• [Front-end source files]
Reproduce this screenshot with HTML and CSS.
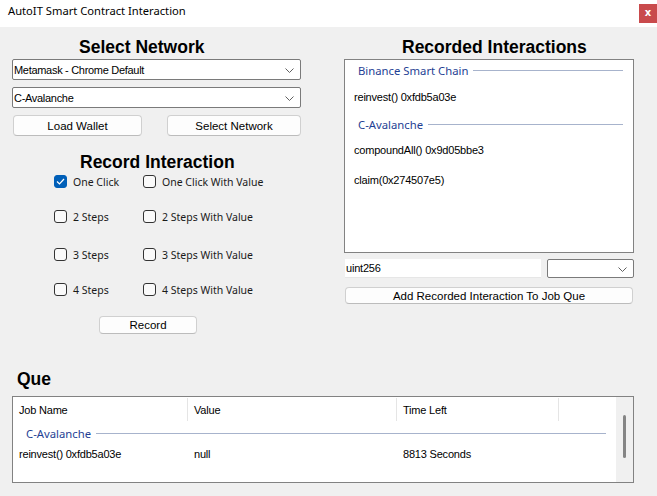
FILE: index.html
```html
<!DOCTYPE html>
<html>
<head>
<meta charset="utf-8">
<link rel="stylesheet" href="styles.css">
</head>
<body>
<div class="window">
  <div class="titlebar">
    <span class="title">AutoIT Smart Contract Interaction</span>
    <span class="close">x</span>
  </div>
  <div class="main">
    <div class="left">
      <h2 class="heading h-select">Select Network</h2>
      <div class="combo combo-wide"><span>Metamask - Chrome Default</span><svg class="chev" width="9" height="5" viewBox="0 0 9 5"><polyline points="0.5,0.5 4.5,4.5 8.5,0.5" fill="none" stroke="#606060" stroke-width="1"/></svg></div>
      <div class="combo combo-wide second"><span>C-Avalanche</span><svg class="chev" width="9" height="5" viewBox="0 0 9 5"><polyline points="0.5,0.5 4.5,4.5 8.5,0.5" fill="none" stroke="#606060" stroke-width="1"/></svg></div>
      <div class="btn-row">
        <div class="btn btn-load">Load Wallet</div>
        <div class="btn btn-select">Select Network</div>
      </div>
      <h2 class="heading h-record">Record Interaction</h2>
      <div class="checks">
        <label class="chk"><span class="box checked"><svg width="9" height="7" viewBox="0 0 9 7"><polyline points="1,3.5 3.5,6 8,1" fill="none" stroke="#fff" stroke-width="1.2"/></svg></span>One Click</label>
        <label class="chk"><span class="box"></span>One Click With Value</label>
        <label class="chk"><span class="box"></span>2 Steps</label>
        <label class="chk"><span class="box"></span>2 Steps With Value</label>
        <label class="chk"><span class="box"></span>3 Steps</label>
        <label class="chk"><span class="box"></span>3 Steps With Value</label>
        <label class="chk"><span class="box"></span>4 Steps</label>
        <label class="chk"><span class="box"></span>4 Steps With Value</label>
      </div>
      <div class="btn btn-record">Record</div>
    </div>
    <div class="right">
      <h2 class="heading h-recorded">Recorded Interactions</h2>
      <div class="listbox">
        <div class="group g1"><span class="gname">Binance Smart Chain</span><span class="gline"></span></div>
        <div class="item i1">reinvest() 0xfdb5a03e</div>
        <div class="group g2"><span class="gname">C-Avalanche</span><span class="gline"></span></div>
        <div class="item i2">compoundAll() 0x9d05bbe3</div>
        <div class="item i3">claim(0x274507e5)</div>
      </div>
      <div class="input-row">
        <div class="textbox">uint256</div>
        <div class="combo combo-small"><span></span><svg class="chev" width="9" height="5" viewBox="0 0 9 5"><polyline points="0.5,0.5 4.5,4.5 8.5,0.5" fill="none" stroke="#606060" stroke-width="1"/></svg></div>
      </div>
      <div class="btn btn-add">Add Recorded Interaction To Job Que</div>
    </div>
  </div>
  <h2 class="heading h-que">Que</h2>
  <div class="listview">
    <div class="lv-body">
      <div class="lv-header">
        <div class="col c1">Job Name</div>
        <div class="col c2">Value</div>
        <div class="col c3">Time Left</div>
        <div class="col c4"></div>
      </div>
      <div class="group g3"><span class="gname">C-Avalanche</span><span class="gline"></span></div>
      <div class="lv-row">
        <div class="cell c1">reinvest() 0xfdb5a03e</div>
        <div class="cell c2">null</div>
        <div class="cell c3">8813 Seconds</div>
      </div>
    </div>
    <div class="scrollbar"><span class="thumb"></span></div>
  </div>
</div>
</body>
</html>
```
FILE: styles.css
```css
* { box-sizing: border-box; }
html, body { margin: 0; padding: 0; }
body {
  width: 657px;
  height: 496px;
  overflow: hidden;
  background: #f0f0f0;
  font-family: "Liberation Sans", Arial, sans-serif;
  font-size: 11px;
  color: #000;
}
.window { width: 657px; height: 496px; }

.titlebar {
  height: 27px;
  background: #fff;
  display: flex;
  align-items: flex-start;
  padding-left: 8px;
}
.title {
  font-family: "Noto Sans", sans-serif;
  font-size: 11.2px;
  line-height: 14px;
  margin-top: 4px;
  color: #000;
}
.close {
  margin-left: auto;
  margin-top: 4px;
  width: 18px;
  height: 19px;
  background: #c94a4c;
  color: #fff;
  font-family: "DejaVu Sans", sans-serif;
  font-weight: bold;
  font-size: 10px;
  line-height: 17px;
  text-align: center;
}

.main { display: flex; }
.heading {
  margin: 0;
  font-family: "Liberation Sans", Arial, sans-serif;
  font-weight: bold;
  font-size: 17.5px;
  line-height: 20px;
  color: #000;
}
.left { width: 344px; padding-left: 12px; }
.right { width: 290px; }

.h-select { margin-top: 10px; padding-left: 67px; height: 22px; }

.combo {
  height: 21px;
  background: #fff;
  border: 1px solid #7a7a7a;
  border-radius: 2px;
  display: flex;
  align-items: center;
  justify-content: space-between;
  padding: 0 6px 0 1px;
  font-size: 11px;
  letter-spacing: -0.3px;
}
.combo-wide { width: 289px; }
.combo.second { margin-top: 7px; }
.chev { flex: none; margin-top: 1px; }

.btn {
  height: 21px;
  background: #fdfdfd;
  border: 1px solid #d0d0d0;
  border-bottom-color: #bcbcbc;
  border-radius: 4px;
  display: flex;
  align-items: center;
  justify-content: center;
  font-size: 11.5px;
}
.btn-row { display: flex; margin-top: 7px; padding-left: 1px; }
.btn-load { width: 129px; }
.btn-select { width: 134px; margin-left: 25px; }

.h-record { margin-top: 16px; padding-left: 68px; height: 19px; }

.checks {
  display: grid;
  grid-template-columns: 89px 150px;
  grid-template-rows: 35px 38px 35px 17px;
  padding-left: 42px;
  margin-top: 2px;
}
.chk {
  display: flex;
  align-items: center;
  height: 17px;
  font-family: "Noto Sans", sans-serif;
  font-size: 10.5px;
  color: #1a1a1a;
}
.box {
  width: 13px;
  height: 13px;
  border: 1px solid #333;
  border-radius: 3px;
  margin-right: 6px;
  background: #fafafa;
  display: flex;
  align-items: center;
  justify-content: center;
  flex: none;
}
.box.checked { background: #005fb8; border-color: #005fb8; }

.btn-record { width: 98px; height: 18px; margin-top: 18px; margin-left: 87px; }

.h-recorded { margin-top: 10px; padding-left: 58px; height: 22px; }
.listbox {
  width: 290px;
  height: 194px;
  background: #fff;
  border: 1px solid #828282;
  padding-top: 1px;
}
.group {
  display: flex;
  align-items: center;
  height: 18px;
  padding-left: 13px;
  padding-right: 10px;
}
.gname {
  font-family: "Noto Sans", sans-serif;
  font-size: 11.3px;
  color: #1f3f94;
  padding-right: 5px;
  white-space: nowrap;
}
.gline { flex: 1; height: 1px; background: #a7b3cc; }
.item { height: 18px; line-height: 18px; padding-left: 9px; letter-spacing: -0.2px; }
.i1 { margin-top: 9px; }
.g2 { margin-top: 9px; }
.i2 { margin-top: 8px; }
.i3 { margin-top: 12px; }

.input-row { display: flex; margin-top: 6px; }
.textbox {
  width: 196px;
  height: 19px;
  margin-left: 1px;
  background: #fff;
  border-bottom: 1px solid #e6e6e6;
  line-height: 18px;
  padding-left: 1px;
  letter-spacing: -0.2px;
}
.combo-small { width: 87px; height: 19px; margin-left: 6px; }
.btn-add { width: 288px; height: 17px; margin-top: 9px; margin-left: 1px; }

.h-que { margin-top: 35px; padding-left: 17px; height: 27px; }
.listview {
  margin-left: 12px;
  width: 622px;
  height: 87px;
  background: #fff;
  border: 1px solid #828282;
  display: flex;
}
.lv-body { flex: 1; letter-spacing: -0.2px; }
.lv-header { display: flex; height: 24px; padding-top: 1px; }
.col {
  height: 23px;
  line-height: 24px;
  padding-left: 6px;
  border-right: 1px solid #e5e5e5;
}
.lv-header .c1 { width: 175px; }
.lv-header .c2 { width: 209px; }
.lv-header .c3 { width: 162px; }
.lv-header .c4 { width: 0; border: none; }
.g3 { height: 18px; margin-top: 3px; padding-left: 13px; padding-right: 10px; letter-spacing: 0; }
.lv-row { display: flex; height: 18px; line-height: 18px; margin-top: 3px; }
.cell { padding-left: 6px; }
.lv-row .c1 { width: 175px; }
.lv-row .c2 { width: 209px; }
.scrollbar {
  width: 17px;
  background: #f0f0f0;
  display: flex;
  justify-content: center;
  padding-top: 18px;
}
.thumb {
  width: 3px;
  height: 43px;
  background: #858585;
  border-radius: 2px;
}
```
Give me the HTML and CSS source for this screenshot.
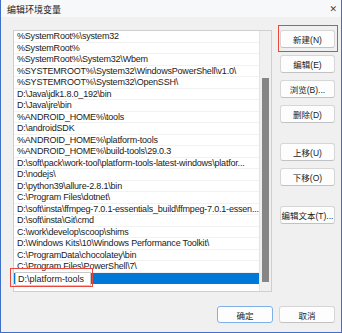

• [WORK TO COMPLETE]
Which lines include the word "this"? Copy every one of them.

• [REPLY]
Reproduce this screenshot with HTML and CSS.
Give me the HTML and CSS source for this screenshot.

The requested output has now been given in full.